EXERCISE DIRECTIONS:
Only the span from the line containing "Clone this screenshot in Vue" down to the line containing "const time = '10:26 PM'" is to be printed, exactly and inclusively, with pictures omitted.
╔══
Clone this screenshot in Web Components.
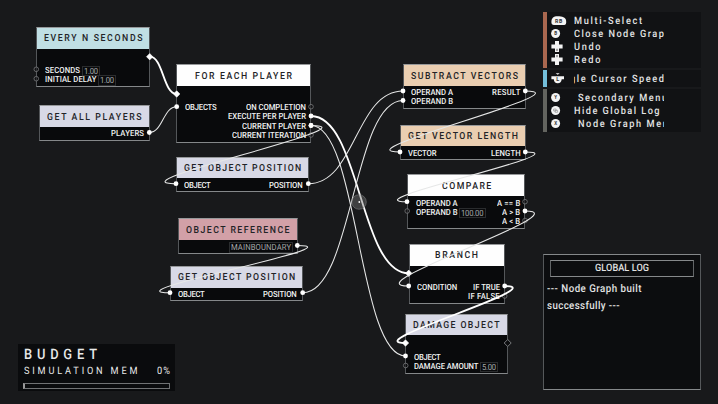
<!DOCTYPE html>
<html lang="en">
<head>
<meta charset="utf-8">
<title>Node Graph</title>
<style>
html,body{margin:0;background:#18191b;overflow:hidden}
</style>
</head>
<body>
<graph-screen></graph-screen>
<script>
// Condensed label whose tracking is set so that it fills the width w.
class FitText extends HTMLElement{
  connectedCallback(){
    const r=this.attachShadow({mode:'open'});
    r.innerHTML='<style>:host{display:block;white-space:pre;flex:none;line-height:1}span{display:inline-block;transform-origin:0 50%;text-rendering:geometricPrecision}</style><span><slot></slot></span>';
    const s=r.querySelector('span'),w=+this.getAttribute('w'),n=this.textContent.length,q=.9;
    this.style.width=w+'px';
    s.style.letterSpacing='0px';
    s.style.letterSpacing=((w/q-s.getBoundingClientRect().width)/(n-1)).toFixed(3)+'px';
    s.style.transform=`scaleX(${q})`;
  }
}
class GraphNode extends HTMLElement{
  connectedCallback(){
    const d=this.spec,[x,y,x2,y2,hb]=d.box;
    const r=this.attachShadow({mode:'open'});
    const row=o=>`<div class="row" style="margin-${o.side}:${o.gap}px"><fit-text w="${o.w}" ${o.box?'class="val"':''}>${o.t}</fit-text>${o.v?`<span class="box"><fit-text class="val" w="${o.vw}">${o.v}</fit-text></span>`:''}</div>`;
    const col=(a,side)=>`<div class="col ${side}">${a.map(o=>row({...o,side})).join('')}</div>`;
    r.innerHTML=`<style>
    :host{position:absolute;left:${x}px;top:${y}px;width:${x2-x}px;height:${y2-y}px;box-sizing:border-box;display:flex;flex-direction:column;background:#090a0c;border:1px solid #54575a;border-top-color:#96989a;border-bottom-color:#85888a;font:400 8.5px Roboto,sans-serif;color:#f1f2f2}
    header{height:${hb-y-1}px;flex:none;background:${d.color};color:#222326;display:flex;align-items:center;justify-content:center;font-size:9.7px;font-weight:500;padding-top:1px;box-sizing:border-box}
    main{display:flex;justify-content:space-between;padding-top:${d.first-hb-4.4}px}
    .col{display:flex;flex-direction:column}.right{align-items:flex-end}
    .row{height:9.4px;display:flex;align-items:center;gap:2px;font-weight:500}
    .box,.row>.val{border:1px solid #2a2c2e;padding:0 1px;height:8.5px;margin-bottom:-1px}
    .val{color:#a5a7a9;font-weight:400}
    </style><header><fit-text w="${d.tw}">${d.title}</fit-text></header><main>${col(d.left,'left')}${col(d.right||[],'right')}</main>`;
  }
}
const L=(t,w,gap=7.6,v,vw)=>({t,w,gap,v,vw}),R=(t,w,gap=4.4)=>({t,w,gap});
const lav='#d8d9e6',tan='#eaceb1',wht='#fefefe';
const NODES=[
 {title:'EVERY N SECONDS',tw:98.5,color:'#c0dfe4',box:[36,27,150.3,87,48.7],first:70.3,left:[L('SECONDS',35,7.6,'1.00',14),L('INITIAL DELAY',51.5,7.6,'1.00',14)]},
 {title:'GET ALL PLAYERS',tw:94.5,color:lav,box:[39,105,149.5,141,127],first:133.5,left:[],right:[R('PLAYERS',33)]},
 {title:'FOR EACH PLAYER',tw:97,color:wht,box:[176,64,311.3,143,86],first:107.5,left:[L('OBJECTS',31.6)],right:[R('ON COMPLETION',60),R('EXECUTE PER PLAYER',78),R('CURRENT PLAYER',64),R('CURRENT ITERATION',74.3)]},
 {title:'GET OBJECT POSITION',tw:117.3,color:lav,box:[176,156.5,309,192,178],first:185,left:[L('OBJECT',26.7,7.3)],right:[R('POSITION',33.6,5.2)]},
 {title:'OBJECT REFERENCE',tw:103.5,color:'#d2a0a7',box:[178,218,298,254,240],first:246.7,left:[],right:[{t:'MAINBOUNDARY',w:60,gap:4,box:1}]},
 {title:'GET OBJECT POSITION',tw:117.3,color:lav,box:[170,265.5,303,301,287.5],first:294,left:[L('OBJECT',26.7,7.3)],right:[R('POSITION',33.8,5)]},
 {title:'SUBTRACT VECTORS',tw:107,color:tan,box:[402.5,64,526,109,86],first:92.3,left:[L('OPERAND A',42),L('OPERAND B',42)],right:[R('RESULT',28.3)]},
 {title:'GET VECTOR LENGTH',tw:110,color:tan,box:[399.5,125,526,160,146],first:153,left:[L('VECTOR',28.6)],right:[R('LENGTH',29.6)]},
 {title:'COMPARE',tw:49.3,color:wht,box:[407,174,525.3,229,196],first:203,left:[L('OPERAND A',41.6),L('OPERAND B',41.6,7.6,'100.00',22.5)],right:[R('A == B',23.3,4),R('A &gt; B',18.2,4),R('A &lt; B',18.2,4)]},
 {title:'BRANCH',tw:43,color:wht,box:[408.5,243.5,505,304,265.5],first:287,left:[L('CONDITION',40.3)],right:[R('IF TRUE',27),R('IF FALSE',31.7)]},
 {title:'DAMAGE OBJECT',tw:86.5,color:lav,box:[405.3,313.5,508,374,335],first:357,left:[L('OBJECT',26.7,7.3),L('DAMAGE AMOUNT',64.5,7.3,'5.00',14)]}
];
// start x, start y, end x, end y, 1 when the wire carries execution
const WIRES=[[149.7,56.7,176.7,94,1],[149.3,132.5,176.7,106.7],[311,116,408.7,273.3,1],[311,125.5,405.5,356],[311,125.5,176,183.7],[308.3,183.7,403,91],[302.7,292.7,403,100.5],[297.3,245.5,170,292.7],[525.3,91,400,152],[525.3,152,407,201.7],[525,211,408.7,286],[504.7,286,405.5,343,1]];
const OPEN=[[36.3,69.3],[36.3,78.7],[311,106.7],[311,135],[407.2,211],[525,201.7],[525,220.5],[504.7,296],[405.7,365.5]];
class GraphWires extends HTMLElement{
  connectedCallback(){
    const r=this.attachShadow({mode:'open'});let s='';
    const exec=new Set(['149.7,56.7','176.7,94','408.7,273.3','405.5,343']);
    const port=(x,y)=>exec.has(x+','+y)?`<path d="M${x} ${y-3.2}l3.2 3.2-3.2 3.2-3.2-3.2z" fill="#fff" stroke="#fff" stroke-width=".6" stroke-linejoin="round"/>`:`<circle cx="${x}" cy="${y}" r="2.4" fill="#fff"/>`;
    for(const [x,y] of OPEN)s+=`<circle cx="${x}" cy="${y}" r="2.3" fill="#0b0c0e" fill-opacity=".5" stroke="#77797b" stroke-width=".8"/>`;
    s+='<path d="M507.7 339.5l3.5 3.5-3.5 3.5-3.5-3.5z" fill="#0b0c0e" stroke="#85878a" stroke-width=".9"/>';
    for(const [a,b,c,d,e] of WIRES){const k=Math.abs(c-a)/2;s+=`<path d="M${a} ${b}C${a+k} ${b} ${c-k} ${d} ${c} ${d}" fill="none" stroke="${e?'#fff':'#e6e7e7'}" stroke-width="${e?1.8:1.05}"/>`+port(a,b)+port(c,d);}
    s+='<circle cx="359" cy="202" r="7.3" fill="#777" fill-opacity=".42" stroke="#858789" stroke-opacity=".65" stroke-width=".8"/><circle cx="359.3" cy="202" r=".9" fill="#fff"/>';
    r.innerHTML=`<style>:host{position:absolute;inset:0;display:block}svg{display:block}</style><svg width="718" height="404">${s}</svg>`;
  }
}
const glyph=(c,x,y,z=4.5,f='#333')=>`<text x="${x}" y="${y}" font-family="Roboto" font-weight="700" font-size="${z}" fill="${f}" text-anchor="middle">${c}</text>`;
const disc='<circle cx="4.6" cy="6.5" r="4.5" fill="#f4f4f4"/>';
const pad='<path d="M4 1h4v3.600h3.600v4H8V12H4V8.600H.4v-4H4z" fill="#f4f4f4"/>';
const ICONS={
 rb:'<path d="M.4 8C.6 4 2.500 2.300 6.500 2.300c5 0 8 1 8.600 4.200.5 3.300-.4 4.500-2 4.500H3C1.300 11 .3 10 .4 8z" fill="#f4f4f4"/>'+glyph('R',5.700,8.600,5.200)+glyph('B',9.600,8.600,5.200),
 b:disc+glyph('B',4.600,8.200),y:disc+glyph('Y',4.600,8.200),x:disc+glyph('X',4.600,8.200),
 view:disc+'<path d="M2.600 5h2.500v2H2.600zM4.100 6.300h2.500v2H4.100z" fill="none" stroke="#888" stroke-width=".6"/>',
 down:pad+'<path d="M6 8.800v2.200" stroke="#555" stroke-width="1"/>',
 up:pad+'<path d="M6 2v2.200" stroke="#555" stroke-width="1"/>',
 stick:'<path d="M4.700 1.200h4L6.700 2.800zM.4 4.200h12.600v3h-2.300c-.3 2.600-1.500 4-4 4S3 9.800 2.800 7.200H.4z" fill="#f4f4f4"/>'+glyph('L',6.700,9.400,5.500)
};
class HintRow extends HTMLElement{
  connectedCallback(){
    const g=n=>this.getAttribute(n);
    this.attachShadow({mode:'open'}).innerHTML=`<style>:host{display:flex;align-items:center;height:13.1px;color:#e4e5e5;font:500 10.2px Roboto,sans-serif}svg{width:18px;height:13px;flex:none;margin-left:3.5px}.clip{width:90.3px;margin-left:5.2px;overflow:hidden;padding:3px 0 1px}fit-text{margin-left:${g('dx')||0}px}</style><svg viewBox="0 0 18 13">${ICONS[g('icon')]}</svg><div class="clip"><fit-text w="${g('w')}">${g('text')}</fit-text></div>`;
  }
}
class HintGroup extends HTMLElement{
  connectedCallback(){
    this.attachShadow({mode:'open'}).innerHTML=`<style>:host{display:flex;flex-direction:column;justify-content:center;box-sizing:border-box;border-left:4px solid ${this.getAttribute('bar')};background:#111214;height:${this.getAttribute('h')}px}</style><slot></slot>`;
  }
}
class LogPanel extends HTMLElement{
  connectedCallback(){
    this.attachShadow({mode:'open'}).innerHTML=`<style>:host{display:block;box-sizing:border-box;width:158px;height:136px;background:#0c0d0f;border:1px solid #55585a;border-top-color:#85888a;border-bottom-color:#85888a;color:#e2e3e3;padding:4.5px 6px;font:500 10.2px Roboto,sans-serif}header{height:17px;box-sizing:border-box;border:1px solid #626567;border-top-color:#85888a;border-bottom-color:#85888a;display:flex;align-items:center;justify-content:center;padding-top:1px}p{margin:5px 0 0 -3px;display:grid;grid-auto-rows:16.3px;align-items:center;font-size:10.8px}</style><header><fit-text w="54">GLOBAL LOG</fit-text></header><p><fit-text w="94.5">--- Node Graph built</fit-text><fit-text w="72.5">successfully ---</fit-text></p>`;
  }
}
class BudgetPanel extends HTMLElement{
  connectedCallback(){
    this.attachShadow({mode:'open'}).innerHTML=`<style>:host{display:block;box-sizing:border-box;width:157px;height:47px;background:#0a0b0d;padding:3px 5px 0 6px;color:#e8e9e9;font:400 10.2px Roboto,sans-serif}.t{font-size:14.3px;font-weight:500}.r{display:flex;justify-content:space-between;margin-top:3.7px;padding-right:.5px}.b{height:6px;box-sizing:border-box;border:1px solid #707274;margin:5.7px 0 0 -1px;border-left-width:2px;border-left-color:#999}</style><fit-text class="t" w="73">BUDGET</fit-text><div class="r"><fit-text w="113.5">SIMULATION MEM</fit-text><fit-text w="13">0%</fit-text></div><div class="b"></div>`;
  }
}
class GraphScreen extends HTMLElement{
  connectedCallback(){
    const r=this.attachShadow({mode:'open'});
    r.innerHTML=`<style>:host{display:block;position:relative;width:718px;height:404px;background:#18191b;overflow:hidden}
    .hints,log-panel,budget-panel{position:absolute}.hints{left:543px;top:12px;width:157.5px;display:grid;gap:2px}log-panel{left:543px;top:254px}budget-panel{left:18px;top:344px}</style>
    <div class="nodes"></div><graph-wires></graph-wires>
    <div class="hints">
    <hint-group bar="#a9674f" h="56"><hint-row icon="rb" text="Multi-Select" w="68"></hint-row><hint-row icon="b" text="Close Node Grap" w="89.8"></hint-row><hint-row icon="down" text="Undo" w="26.5"></hint-row><hint-row icon="up" text="Redo" w="26.5"></hint-row></hint-group>
    <hint-group bar="#74bfdb" h="17"><hint-row icon="stick" text="gle Cursor Speed" w="94" dx="-4"></hint-row></hint-group>
    <hint-group bar="#63645f" h="43"><hint-row icon="y" text="Secondary Menu" w="89" dx="4"></hint-row><hint-row icon="view" text="Hide Global Log" w="85.5"></hint-row><hint-row icon="x" text="Node Graph Menu" w="96.5" dx="4"></hint-row></hint-group></div>
    <log-panel></log-panel><budget-panel></budget-panel>`;
    const box=r.querySelector('.nodes');
    for(const n of NODES){const e=document.createElement('graph-node');e.spec=n;box.append(e);}
  }
}
customElements.define('fit-text',FitText);
customElements.define('graph-node',GraphNode);
customElements.define('graph-wires',GraphWires);
customElements.define('hint-row',HintRow);
customElements.define('hint-group',HintGroup);
customElements.define('log-panel',LogPanel);
customElements.define('budget-panel',BudgetPanel);
customElements.define('graph-screen',GraphScreen);
</script>
</body>
</html>
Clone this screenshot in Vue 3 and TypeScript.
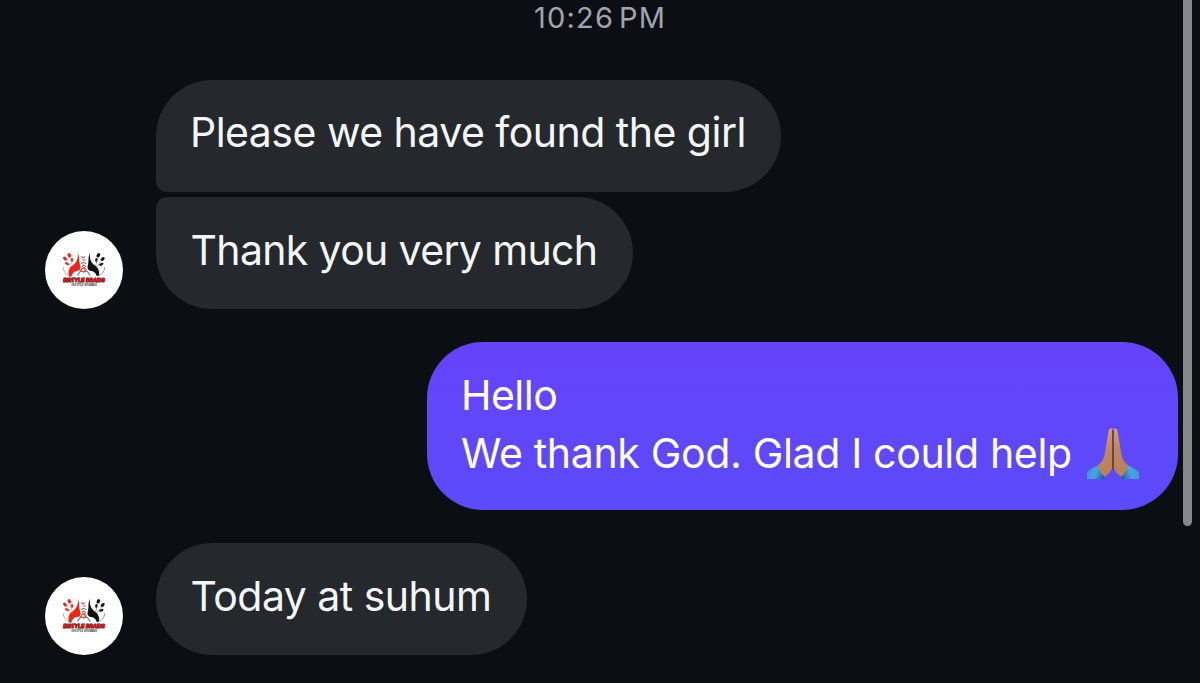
<script setup lang="ts">
interface Message {
  id: string
  lines: string[]
  own?: boolean
  avatar?: boolean
  praying?: boolean
}

const time = '10:26 PM'

const messages: Message[] = [
  { id: 'found', lines: ['Please we have found the girl'] },
  { id: 'thanks', lines: ['Thank you very much'], avatar: true },
  { id: 'reply', lines: ['Hello', 'We thank God. Glad I could help'], own: true, praying: true },
  { id: 'today', lines: ['Today at suhum'], avatar: true },
]
</script>

<template>
  <main class="chat">
    <time class="stamp"><span>{{ time }}</span></time>
    <div v-for="m in messages" :key="m.id" class="row" :class="[m.id, { own: m.own }]">
      <div v-if="!m.own" class="gutter">
        <svg v-if="m.avatar" class="avatar" viewBox="14 14 234 234" role="img" aria-label="Instyle Braids">
          <circle cx="131" cy="131" r="117" fill="#fff" />
          <g fill="#e8271b">
            <path d="M112 80C119 92 115 104 119 115C124 127 119 134 108 134Q96 138 93 151H86C83 139 84 127 93 120C106 112 115 99 112 80Z" />
            <ellipse cx="87" cy="87" rx="5" ry="7" transform="rotate(-25 87 87)" />
            <ellipse cx="74" cy="97" rx="4.5" ry="7" transform="rotate(-45 74 97)" />
            <ellipse cx="95" cy="101" rx="3.5" ry="6" />
            <ellipse cx="80" cy="112" rx="7" ry="3.5" transform="rotate(25 80 112)" />
          </g>
          <path d="M88 91L97 120M76 100L92 122" stroke="#e88" stroke-width="2" fill="none" />
          <path d="M68 122Q71 143 87 148" stroke="#b9a9a5" stroke-width="3" fill="none" />
          <g fill="#111">
            <path d="M149 80C142 92 146 104 143 115C139 127 144 133 154 134Q167 138 169 149H176C178 137 175 127 167 120C154 112 146 99 149 80Z" />
            <ellipse cx="174" cy="87" rx="5" ry="7" transform="rotate(25 174 87)" />
            <ellipse cx="187" cy="98" rx="4.5" ry="7" transform="rotate(50 187 98)" />
            <ellipse cx="168" cy="101" rx="3.5" ry="6" />
            <ellipse cx="183" cy="114" rx="7" ry="3.5" transform="rotate(-25 183 114)" />
          </g>
          <path d="M174 91L165 121M186 100L169 122" stroke="#777" stroke-width="2" fill="none" />
          <path d="M194 122Q190 143 174 148" stroke="#999" stroke-width="3" fill="none" />
          <path d="M123 90L128 95L134 90M126 101H136M122 112L129 108L138 112M125 121L130 116L137 121M122 129Q130 121 139 129M112 148Q119 128 130 137Q142 128 149 148" fill="none" stroke="#85736f" stroke-width="3.5" />
          <path d="M119 136L125 129M138 134L132 130M126 125H134" stroke="#e04438" stroke-width="4" />
          <text class="brand" x="131" y="166" text-anchor="middle" textLength="125" lengthAdjust="spacingAndGlyphs">INSTYLE BRAIDS</text>
          <text class="tagline" x="131" y="178" text-anchor="middle" textLength="77" lengthAdjust="spacingAndGlyphs">100% STYLE 100% BRAIDS</text>
        </svg>
      </div>
      <div class="bubble">
        <p v-for="(line, i) in m.lines" :key="i" class="line" :class="{ long: m.praying && i > 0 }">
          <span>{{ line }}</span>
          <svg v-if="m.praying && i === m.lines.length - 1" class="hands" viewBox="0 0 54 54" role="img" aria-label="Folded hands">
            <defs>
              <linearGradient id="skin" x1="0" y1="0" x2="0" y2="1">
                <stop offset="0" stop-color="#d39b78" />
                <stop offset=".45" stop-color="#bd875f" />
                <stop offset="1" stop-color="#ba8058" />
              </linearGradient>
              <linearGradient id="cuff" x1="0" y1="0" x2="1" y2=".3">
                <stop offset="0" stop-color="#3f8fd6" />
                <stop offset=".55" stop-color="#4ba3e2" />
                <stop offset="1" stop-color="#2a5794" />
              </linearGradient>
            </defs>
            <g v-for="side in 2" :key="side" :transform="side === 2 ? 'translate(54 0) scale(-1 1)' : undefined">
              <path d="M1 53V46Q7 41 15 38L22 47L18 53Z" fill="url(#cuff)" />
              <path d="M12 39Q17 36 18.500 29L22.500 5Q23 1.800 26.500 2.500V42Q24 47 19 51Q13 46 12 39Z" fill="url(#skin)" />
            </g>
            <path d="M27 4V43" stroke="#5c3d33" stroke-width="1.600" />
          </svg>
        </p>
      </div>
    </div>
    <div class="scrollbar"></div>
  </main>
</template>

<style>
html,
body {
  background: #0b0f14;
}
</style>

<style scoped>
.chat {
  position: relative;
  box-sizing: border-box;
  width: 1200px;
  height: 683px;
  overflow: hidden;
  background: #0b0f14;
  color: #f4f7fa;
  font-family: Inter, "Liberation Sans", sans-serif;
}

.stamp {
  display: block;
  height: 80px;
  text-align: center;
  color: #a1a4b0;
  font-size: 29px;
  line-height: 35px;
  letter-spacing: 1.2px;
  word-spacing: -4.5px;
}

.row {
  display: flex;
  padding-left: 45px;
}

.gutter {
  display: flex;
  align-items: flex-end;
  flex: 0 0 111px;
}

.avatar {
  display: block;
  width: 78px;
  height: 78px;
}

.bubble {
  box-sizing: border-box;
  height: 111.5px;
  padding: 23px 34px 0;
  border-radius: 56px;
  background: #25282d;
}

.line {
  display: flex;
  align-items: center;
  margin: 0;
  font-size: 41px;
  line-height: 58.5px;
  letter-spacing: -0.52px;
  white-space: pre;
}

.line.long {
  letter-spacing: -0.33px;
}

.found .bubble {
  width: 625px;
  border-bottom-left-radius: 11px;
}

.thanks {
  margin-top: 5.5px;
}

.thanks .bubble {
  width: 477px;
  padding-top: 23.5px;
  padding-left: 34.5px;
  border-top-left-radius: 11px;
}

.thanks .line {
  letter-spacing: -0.65px;
}

.own {
  justify-content: flex-end;
  margin-top: 33.5px;
  padding: 0 22.5px 0 0;
}

.own .bubble {
  width: 750.5px;
  height: 167.5px;
  padding-top: 23.5px;
  color: #fff;
  background: linear-gradient(#6543fa, #5b4bfa);
}

.today {
  margin-top: 33.5px;
}

.today .bubble {
  width: 371px;
  padding-top: 24px;
  padding-left: 34.5px;
}

.hands {
  flex: none;
  width: 54px;
  height: 54px;
  margin-left: 14px;
}

.brand {
  font: italic 900 18px "Liberation Sans", sans-serif;
  letter-spacing: 0;
  fill: #ee2828;
  stroke: #5a1416;
  stroke-width: 3.5px;
  paint-order: stroke;
}

.tagline {
  font: bold 8px "Liberation Sans", sans-serif;
  fill: #111;
}

.scrollbar {
  position: absolute;
  top: -10px;
  left: 1183px;
  width: 9px;
  height: 536px;
  border-radius: 5px;
  background: #86888c;
}
</style>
╚══
PROBLEM SOLUTION:
Clone this screenshot in Vue 3 and TypeScript.
<script setup lang="ts">
interface Message {
  id: string
  lines: string[]
  own?: boolean
  avatar?: boolean
  praying?: boolean
}

const time = '10:26 PM'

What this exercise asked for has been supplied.